--- Exercise task ---
Among the entries below, which lines run from the line with "Reproduce this screenshot" through the line with "line-height: 16px;"? Retype those, both ends included, exactly and without pictures.

━━━━

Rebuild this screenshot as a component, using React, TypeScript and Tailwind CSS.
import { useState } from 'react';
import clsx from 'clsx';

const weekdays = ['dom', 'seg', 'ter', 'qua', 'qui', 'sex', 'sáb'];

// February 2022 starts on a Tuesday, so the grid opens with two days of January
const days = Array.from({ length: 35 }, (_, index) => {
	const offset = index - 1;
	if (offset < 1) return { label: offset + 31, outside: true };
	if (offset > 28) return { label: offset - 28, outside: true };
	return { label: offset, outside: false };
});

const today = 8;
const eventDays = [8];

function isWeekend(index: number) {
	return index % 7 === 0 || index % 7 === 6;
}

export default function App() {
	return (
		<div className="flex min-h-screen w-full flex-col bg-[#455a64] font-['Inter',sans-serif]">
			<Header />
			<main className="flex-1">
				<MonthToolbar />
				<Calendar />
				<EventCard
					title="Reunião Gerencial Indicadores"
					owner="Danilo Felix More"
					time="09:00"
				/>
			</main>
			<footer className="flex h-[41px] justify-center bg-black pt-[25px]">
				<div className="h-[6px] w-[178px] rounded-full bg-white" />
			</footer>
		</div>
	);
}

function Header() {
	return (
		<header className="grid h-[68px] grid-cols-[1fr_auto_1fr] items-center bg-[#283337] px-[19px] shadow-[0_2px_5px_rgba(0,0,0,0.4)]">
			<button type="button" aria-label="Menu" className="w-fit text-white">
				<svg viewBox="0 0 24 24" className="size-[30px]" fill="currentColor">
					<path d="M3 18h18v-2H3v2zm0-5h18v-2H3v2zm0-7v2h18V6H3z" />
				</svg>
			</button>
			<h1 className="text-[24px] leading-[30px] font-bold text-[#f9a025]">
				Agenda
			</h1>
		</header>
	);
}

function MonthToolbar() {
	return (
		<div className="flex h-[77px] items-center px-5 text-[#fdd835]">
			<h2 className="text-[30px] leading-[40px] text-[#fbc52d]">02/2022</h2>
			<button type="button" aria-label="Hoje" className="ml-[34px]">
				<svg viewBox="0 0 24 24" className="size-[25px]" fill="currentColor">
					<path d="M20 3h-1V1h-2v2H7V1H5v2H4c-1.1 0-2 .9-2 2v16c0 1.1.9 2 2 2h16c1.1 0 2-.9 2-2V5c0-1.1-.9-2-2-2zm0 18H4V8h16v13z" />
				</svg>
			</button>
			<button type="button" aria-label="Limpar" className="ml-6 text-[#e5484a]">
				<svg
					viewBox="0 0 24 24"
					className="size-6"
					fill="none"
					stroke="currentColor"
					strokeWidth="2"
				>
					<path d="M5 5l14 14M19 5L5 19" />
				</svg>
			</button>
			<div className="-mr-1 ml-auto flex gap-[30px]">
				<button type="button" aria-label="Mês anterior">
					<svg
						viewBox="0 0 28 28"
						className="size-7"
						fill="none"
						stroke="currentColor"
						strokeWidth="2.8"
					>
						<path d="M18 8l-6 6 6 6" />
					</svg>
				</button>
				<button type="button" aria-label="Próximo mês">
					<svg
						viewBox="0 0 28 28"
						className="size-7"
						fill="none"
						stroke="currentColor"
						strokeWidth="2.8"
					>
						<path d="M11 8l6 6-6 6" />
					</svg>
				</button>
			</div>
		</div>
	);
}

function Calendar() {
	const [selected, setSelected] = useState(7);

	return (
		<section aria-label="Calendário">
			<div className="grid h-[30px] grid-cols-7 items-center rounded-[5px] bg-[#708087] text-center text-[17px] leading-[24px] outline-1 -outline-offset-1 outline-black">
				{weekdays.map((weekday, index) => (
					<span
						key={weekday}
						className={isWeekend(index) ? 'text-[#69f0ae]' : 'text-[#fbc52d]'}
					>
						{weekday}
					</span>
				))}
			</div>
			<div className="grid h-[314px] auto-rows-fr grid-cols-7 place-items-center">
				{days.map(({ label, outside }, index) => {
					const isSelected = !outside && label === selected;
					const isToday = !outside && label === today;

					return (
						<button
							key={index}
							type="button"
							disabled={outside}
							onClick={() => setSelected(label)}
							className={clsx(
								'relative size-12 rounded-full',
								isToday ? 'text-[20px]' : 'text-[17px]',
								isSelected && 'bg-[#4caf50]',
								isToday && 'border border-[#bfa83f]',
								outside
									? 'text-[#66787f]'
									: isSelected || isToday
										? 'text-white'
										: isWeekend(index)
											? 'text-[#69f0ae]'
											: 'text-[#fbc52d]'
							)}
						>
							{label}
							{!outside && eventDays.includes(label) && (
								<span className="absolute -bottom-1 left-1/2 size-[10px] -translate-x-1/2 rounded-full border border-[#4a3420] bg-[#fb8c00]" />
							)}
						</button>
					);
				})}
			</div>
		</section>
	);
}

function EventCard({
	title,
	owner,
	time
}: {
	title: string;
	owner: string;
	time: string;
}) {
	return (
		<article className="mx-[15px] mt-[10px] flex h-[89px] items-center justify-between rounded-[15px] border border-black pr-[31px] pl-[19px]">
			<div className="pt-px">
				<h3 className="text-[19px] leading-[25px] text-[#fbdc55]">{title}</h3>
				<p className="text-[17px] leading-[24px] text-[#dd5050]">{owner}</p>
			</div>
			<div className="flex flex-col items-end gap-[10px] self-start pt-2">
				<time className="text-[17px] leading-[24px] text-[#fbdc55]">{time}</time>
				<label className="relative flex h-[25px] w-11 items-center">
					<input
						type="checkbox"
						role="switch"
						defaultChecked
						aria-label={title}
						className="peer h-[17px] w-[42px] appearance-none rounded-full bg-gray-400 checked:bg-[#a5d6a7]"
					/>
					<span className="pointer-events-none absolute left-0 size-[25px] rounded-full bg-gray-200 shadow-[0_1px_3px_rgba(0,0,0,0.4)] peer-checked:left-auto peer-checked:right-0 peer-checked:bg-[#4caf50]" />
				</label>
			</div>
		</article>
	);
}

━━━━

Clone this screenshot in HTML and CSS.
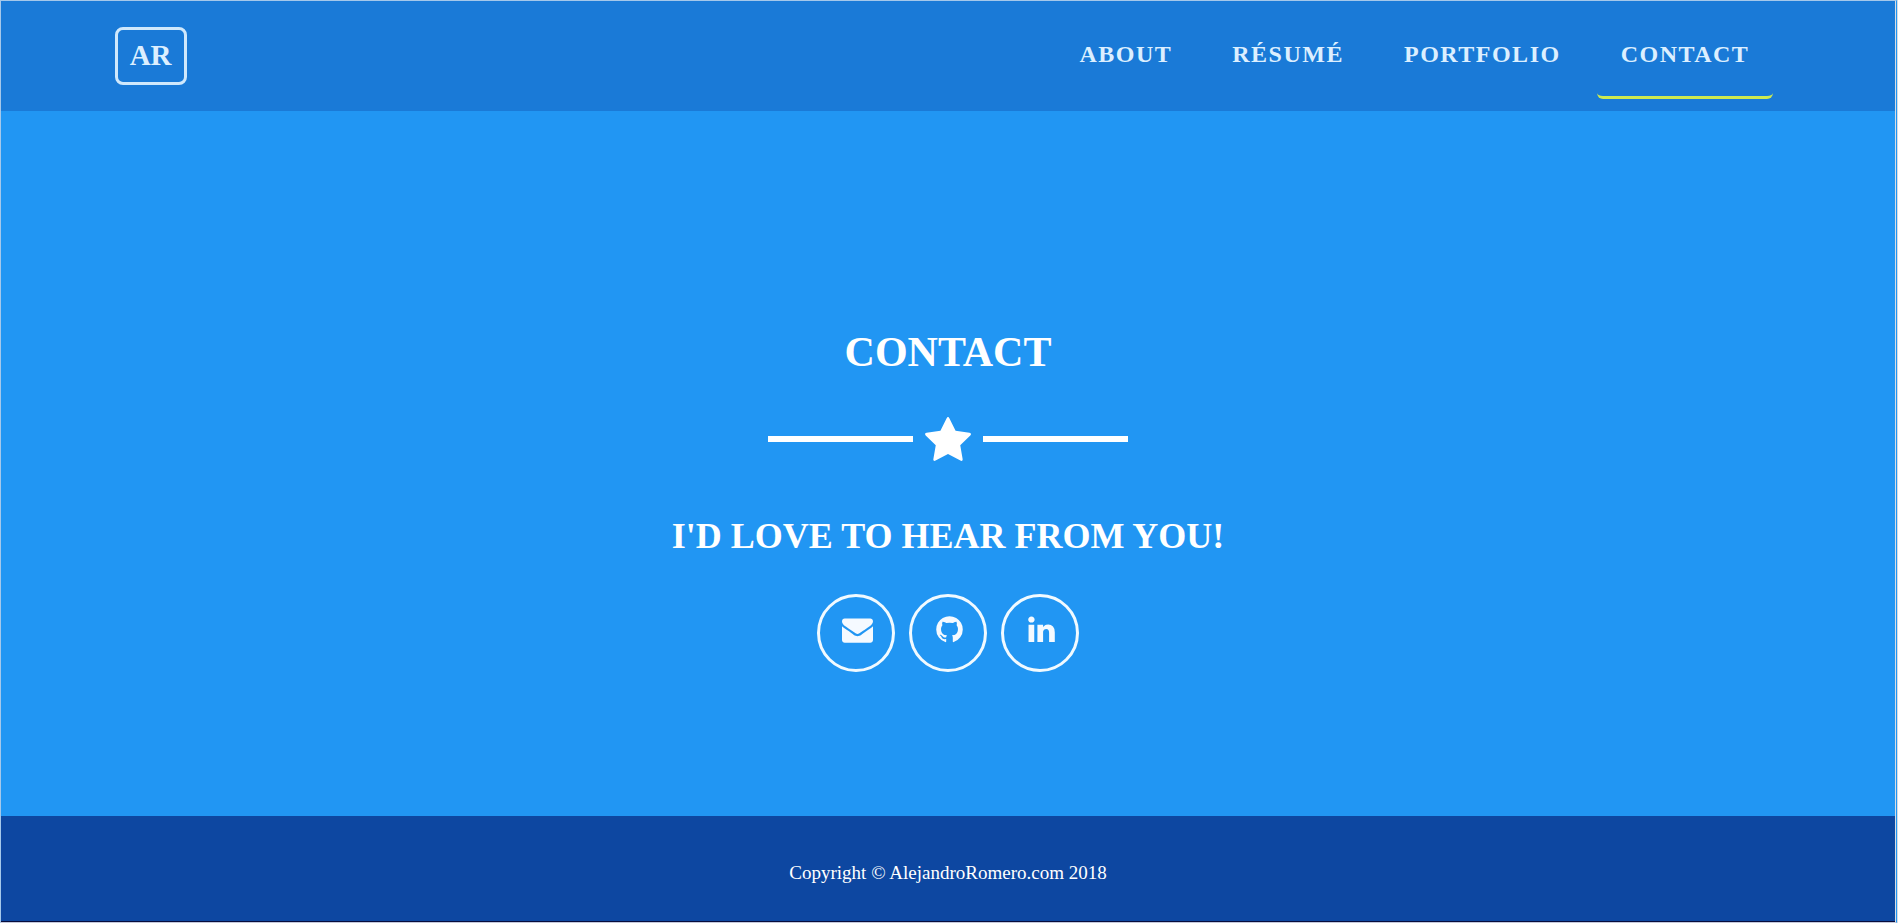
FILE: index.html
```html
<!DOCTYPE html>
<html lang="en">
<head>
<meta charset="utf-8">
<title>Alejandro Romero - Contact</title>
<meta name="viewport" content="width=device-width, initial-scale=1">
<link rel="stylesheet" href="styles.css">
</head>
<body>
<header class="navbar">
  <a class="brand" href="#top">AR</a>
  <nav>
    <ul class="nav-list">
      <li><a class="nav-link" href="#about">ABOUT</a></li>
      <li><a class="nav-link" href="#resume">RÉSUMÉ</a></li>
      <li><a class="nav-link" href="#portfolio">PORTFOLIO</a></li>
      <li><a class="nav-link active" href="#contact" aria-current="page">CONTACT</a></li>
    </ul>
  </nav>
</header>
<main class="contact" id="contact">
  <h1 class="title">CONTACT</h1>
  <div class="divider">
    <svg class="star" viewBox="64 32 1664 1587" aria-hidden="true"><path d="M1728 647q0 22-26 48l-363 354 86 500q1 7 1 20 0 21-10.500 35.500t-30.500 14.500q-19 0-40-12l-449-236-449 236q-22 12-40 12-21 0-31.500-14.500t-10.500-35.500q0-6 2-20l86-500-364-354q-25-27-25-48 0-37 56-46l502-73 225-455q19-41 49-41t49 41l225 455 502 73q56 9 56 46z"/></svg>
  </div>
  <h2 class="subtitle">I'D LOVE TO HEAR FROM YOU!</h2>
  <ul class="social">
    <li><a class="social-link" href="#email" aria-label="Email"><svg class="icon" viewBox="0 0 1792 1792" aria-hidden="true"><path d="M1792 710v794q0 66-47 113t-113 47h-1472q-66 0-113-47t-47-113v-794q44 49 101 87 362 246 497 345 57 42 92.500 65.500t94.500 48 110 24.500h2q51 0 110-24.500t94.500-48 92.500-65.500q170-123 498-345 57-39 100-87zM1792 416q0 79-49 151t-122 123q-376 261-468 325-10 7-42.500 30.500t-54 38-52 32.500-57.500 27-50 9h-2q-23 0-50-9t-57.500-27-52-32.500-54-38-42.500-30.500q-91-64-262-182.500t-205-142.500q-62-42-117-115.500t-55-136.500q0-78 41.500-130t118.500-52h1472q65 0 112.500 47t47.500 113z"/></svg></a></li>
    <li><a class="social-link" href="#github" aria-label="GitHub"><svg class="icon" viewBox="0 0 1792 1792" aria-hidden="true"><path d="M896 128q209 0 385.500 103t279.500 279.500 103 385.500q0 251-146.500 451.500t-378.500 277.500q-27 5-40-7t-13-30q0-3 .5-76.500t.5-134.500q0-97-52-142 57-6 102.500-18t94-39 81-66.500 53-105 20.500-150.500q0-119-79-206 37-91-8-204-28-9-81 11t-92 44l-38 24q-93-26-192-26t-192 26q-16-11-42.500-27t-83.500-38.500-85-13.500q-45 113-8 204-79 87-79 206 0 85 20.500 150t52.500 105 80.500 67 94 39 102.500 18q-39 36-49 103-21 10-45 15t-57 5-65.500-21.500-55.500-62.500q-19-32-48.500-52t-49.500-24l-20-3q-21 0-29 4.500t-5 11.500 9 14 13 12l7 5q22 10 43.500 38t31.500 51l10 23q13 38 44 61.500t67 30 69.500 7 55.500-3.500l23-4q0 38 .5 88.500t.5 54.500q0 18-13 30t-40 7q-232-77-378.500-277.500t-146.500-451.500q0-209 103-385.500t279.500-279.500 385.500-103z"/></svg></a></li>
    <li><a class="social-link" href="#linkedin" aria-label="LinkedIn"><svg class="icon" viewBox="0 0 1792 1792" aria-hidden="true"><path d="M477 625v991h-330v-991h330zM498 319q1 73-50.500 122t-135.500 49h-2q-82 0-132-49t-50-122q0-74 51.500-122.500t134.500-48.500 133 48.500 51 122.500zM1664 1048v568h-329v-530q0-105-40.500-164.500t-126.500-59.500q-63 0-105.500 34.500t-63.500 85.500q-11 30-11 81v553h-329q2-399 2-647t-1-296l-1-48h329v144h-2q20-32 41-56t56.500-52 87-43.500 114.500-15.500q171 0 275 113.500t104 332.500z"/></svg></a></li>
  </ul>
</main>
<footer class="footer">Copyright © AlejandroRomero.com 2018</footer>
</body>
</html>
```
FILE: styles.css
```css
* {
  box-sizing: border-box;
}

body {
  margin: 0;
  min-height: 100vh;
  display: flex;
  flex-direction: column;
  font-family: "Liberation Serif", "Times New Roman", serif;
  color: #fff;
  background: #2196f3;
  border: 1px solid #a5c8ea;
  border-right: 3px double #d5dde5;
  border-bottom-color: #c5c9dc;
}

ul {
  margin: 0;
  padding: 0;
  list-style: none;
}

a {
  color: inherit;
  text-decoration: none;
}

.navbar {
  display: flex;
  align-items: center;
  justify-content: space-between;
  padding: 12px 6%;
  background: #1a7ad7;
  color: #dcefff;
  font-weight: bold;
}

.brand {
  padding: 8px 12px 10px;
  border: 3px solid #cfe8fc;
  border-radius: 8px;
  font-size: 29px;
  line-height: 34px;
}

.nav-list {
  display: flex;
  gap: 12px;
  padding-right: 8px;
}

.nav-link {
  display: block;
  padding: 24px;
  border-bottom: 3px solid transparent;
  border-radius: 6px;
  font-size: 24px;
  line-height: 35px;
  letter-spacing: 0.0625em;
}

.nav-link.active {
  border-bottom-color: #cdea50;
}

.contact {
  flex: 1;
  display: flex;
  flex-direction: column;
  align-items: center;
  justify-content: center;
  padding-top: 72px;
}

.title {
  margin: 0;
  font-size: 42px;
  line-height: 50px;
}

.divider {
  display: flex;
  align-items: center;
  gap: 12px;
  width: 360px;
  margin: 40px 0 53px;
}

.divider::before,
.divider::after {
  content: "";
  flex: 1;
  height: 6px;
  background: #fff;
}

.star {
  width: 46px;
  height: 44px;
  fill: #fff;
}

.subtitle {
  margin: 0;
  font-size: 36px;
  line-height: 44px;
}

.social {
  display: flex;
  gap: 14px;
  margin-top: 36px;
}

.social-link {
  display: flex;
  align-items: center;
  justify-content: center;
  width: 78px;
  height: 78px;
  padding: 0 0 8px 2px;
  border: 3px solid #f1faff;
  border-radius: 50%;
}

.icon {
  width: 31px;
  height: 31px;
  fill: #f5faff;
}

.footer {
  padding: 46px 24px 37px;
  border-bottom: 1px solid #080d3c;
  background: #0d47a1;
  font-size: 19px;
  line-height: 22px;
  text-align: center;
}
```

━━━━

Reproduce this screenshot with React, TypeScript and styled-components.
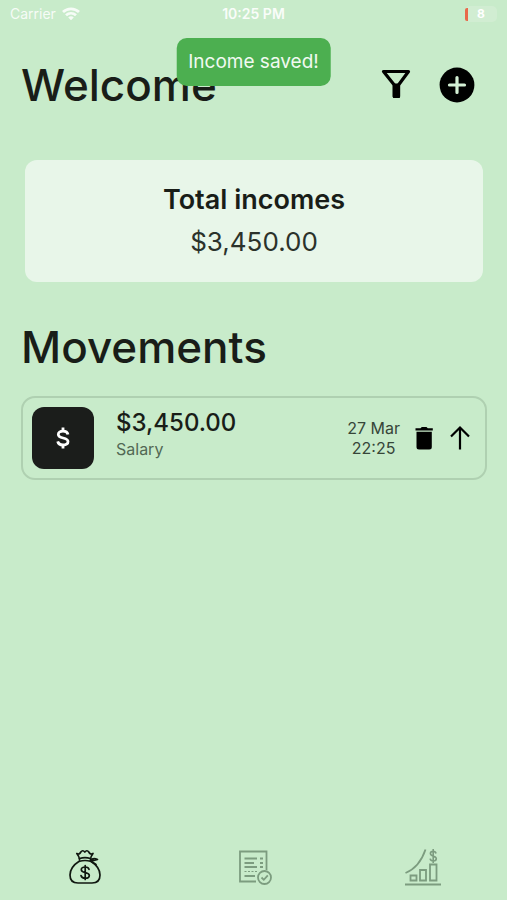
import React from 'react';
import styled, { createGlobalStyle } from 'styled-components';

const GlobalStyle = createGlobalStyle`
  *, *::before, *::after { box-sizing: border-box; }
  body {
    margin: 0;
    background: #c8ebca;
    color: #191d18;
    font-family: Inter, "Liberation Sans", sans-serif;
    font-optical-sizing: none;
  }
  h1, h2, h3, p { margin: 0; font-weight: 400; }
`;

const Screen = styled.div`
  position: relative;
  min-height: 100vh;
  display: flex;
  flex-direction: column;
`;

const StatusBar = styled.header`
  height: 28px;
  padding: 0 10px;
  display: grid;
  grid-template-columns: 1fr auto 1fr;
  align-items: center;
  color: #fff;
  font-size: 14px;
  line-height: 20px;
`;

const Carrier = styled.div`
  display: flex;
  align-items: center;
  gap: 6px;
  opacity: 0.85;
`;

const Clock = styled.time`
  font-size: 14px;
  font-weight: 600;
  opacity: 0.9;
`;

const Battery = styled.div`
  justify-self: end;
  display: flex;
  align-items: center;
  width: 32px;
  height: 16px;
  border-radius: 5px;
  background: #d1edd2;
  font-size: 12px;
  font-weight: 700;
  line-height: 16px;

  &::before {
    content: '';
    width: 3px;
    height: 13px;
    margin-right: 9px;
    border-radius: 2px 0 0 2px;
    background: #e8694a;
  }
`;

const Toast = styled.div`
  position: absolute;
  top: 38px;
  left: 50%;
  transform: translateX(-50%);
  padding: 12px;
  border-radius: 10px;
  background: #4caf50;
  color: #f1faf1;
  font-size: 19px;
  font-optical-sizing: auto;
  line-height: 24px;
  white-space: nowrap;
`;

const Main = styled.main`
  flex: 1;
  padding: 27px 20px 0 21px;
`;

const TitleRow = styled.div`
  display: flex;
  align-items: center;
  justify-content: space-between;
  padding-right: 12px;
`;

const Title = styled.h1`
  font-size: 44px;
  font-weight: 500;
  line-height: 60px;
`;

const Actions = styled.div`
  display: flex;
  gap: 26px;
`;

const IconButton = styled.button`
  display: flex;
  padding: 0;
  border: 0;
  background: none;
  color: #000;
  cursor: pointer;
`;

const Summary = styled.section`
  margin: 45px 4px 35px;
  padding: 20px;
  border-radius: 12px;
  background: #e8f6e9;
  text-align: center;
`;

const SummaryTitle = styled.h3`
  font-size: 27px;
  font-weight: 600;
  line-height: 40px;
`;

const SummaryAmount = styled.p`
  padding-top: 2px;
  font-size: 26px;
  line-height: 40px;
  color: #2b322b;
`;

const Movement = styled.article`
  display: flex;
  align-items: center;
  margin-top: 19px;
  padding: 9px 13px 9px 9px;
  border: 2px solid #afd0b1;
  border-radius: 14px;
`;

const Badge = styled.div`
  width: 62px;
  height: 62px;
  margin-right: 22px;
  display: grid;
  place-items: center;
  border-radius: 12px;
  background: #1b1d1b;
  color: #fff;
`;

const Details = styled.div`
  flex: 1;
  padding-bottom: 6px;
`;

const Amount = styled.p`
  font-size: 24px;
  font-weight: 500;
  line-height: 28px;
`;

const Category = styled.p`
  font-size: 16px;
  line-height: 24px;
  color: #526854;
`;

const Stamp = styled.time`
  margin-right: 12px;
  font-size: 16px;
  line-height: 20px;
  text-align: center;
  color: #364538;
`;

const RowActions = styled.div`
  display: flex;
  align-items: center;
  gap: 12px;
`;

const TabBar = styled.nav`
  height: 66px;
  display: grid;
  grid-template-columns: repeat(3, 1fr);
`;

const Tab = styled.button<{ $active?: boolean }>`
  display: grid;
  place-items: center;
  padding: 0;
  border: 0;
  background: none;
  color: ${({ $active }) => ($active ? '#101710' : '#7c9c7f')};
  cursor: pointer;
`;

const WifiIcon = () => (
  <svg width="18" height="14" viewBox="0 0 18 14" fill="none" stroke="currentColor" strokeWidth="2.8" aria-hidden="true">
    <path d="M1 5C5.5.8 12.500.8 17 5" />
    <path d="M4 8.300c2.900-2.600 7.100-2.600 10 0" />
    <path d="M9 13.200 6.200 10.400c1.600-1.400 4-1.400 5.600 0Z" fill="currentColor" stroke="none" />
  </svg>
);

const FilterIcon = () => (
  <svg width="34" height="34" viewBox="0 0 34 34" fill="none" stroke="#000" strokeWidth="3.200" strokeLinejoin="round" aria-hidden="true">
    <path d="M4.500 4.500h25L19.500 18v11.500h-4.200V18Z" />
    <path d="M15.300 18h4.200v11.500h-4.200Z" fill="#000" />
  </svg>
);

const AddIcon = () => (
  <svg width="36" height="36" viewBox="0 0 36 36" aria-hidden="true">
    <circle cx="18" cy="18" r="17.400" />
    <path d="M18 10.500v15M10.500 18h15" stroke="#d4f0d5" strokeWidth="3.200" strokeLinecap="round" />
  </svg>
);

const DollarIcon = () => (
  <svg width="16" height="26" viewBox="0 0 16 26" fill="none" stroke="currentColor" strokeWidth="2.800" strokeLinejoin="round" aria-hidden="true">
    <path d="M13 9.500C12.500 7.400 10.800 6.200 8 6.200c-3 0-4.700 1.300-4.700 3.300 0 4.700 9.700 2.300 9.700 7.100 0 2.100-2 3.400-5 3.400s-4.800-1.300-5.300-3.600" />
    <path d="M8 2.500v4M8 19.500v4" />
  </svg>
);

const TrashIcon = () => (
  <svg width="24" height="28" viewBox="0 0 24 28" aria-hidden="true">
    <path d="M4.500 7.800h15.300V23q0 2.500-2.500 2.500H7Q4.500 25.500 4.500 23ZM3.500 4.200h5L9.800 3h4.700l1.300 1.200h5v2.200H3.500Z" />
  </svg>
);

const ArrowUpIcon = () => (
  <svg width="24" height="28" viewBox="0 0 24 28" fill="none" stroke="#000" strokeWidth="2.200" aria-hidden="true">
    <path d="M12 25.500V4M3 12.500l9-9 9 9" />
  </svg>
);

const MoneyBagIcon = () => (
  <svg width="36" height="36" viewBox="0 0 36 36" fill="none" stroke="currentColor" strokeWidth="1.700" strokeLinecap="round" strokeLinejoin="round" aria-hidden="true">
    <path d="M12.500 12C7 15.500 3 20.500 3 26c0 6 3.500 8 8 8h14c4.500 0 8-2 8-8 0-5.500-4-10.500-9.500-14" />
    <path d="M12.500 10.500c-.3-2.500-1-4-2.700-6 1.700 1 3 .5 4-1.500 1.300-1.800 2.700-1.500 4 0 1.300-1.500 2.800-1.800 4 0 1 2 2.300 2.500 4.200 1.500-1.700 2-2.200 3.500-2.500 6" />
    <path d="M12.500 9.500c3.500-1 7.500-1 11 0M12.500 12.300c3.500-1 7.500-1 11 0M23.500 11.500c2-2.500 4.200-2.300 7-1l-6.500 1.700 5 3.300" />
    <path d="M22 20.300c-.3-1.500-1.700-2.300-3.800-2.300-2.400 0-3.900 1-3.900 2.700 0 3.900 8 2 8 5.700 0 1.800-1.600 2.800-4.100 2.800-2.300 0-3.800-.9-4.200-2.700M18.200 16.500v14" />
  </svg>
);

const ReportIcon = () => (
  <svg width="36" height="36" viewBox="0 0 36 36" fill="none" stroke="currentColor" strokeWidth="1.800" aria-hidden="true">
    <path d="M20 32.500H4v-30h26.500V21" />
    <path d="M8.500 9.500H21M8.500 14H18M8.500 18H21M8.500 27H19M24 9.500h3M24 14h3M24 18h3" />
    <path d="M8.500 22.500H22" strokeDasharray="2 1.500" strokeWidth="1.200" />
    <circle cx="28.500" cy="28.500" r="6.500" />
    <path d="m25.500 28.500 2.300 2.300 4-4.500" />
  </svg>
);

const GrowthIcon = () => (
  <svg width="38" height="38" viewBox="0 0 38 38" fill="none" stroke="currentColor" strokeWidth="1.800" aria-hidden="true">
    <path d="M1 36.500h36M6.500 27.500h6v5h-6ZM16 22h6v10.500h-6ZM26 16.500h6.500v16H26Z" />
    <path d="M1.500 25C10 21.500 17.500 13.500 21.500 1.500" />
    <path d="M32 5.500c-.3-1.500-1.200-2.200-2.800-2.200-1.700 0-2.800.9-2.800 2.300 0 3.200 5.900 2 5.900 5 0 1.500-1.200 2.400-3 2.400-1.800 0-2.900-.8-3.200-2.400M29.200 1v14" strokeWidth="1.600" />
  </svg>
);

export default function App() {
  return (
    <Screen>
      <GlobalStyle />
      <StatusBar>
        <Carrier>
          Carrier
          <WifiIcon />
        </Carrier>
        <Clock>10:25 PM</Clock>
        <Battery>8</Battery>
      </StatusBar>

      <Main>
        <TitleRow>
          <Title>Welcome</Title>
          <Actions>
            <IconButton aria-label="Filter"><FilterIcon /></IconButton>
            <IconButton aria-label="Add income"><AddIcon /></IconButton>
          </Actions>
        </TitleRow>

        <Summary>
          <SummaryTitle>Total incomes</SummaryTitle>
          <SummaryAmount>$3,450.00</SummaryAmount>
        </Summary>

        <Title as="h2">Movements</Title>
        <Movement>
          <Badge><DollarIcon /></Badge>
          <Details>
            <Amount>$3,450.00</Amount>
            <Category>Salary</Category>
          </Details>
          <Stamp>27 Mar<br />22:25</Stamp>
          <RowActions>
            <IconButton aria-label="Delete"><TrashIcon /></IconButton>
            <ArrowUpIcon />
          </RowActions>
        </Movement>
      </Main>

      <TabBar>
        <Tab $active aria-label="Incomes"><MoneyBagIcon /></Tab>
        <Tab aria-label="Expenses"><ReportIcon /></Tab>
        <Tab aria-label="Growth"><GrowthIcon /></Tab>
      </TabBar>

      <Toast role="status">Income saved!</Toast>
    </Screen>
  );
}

━━━━

--- Task solution ---
Reproduce this screenshot with React, TypeScript and styled-components.
import React from 'react';
import styled, { createGlobalStyle } from 'styled-components';

const GlobalStyle = createGlobalStyle`
  *, *::before, *::after { box-sizing: border-box; }
  body {
    margin: 0;
    background: #c8ebca;
    color: #191d18;
    font-family: Inter, "Liberation Sans", sans-serif;
    font-optical-sizing: none;
  }
  h1, h2, h3, p { margin: 0; font-weight: 400; }
`;

const Screen = styled.div`
  position: relative;
  min-height: 100vh;
  display: flex;
  flex-direction: column;
`;

const StatusBar = styled.header`
  height: 28px;
  padding: 0 10px;
  display: grid;
  grid-template-columns: 1fr auto 1fr;
  align-items: center;
  color: #fff;
  font-size: 14px;
  line-height: 20px;
`;

const Carrier = styled.div`
  display: flex;
  align-items: center;
  gap: 6px;
  opacity: 0.85;
`;

const Clock = styled.time`
  font-size: 14px;
  font-weight: 600;
  opacity: 0.9;
`;

const Battery = styled.div`
  justify-self: end;
  display: flex;
  align-items: center;
  width: 32px;
  height: 16px;
  border-radius: 5px;
  background: #d1edd2;
  font-size: 12px;
  font-weight: 700;
  line-height: 16px;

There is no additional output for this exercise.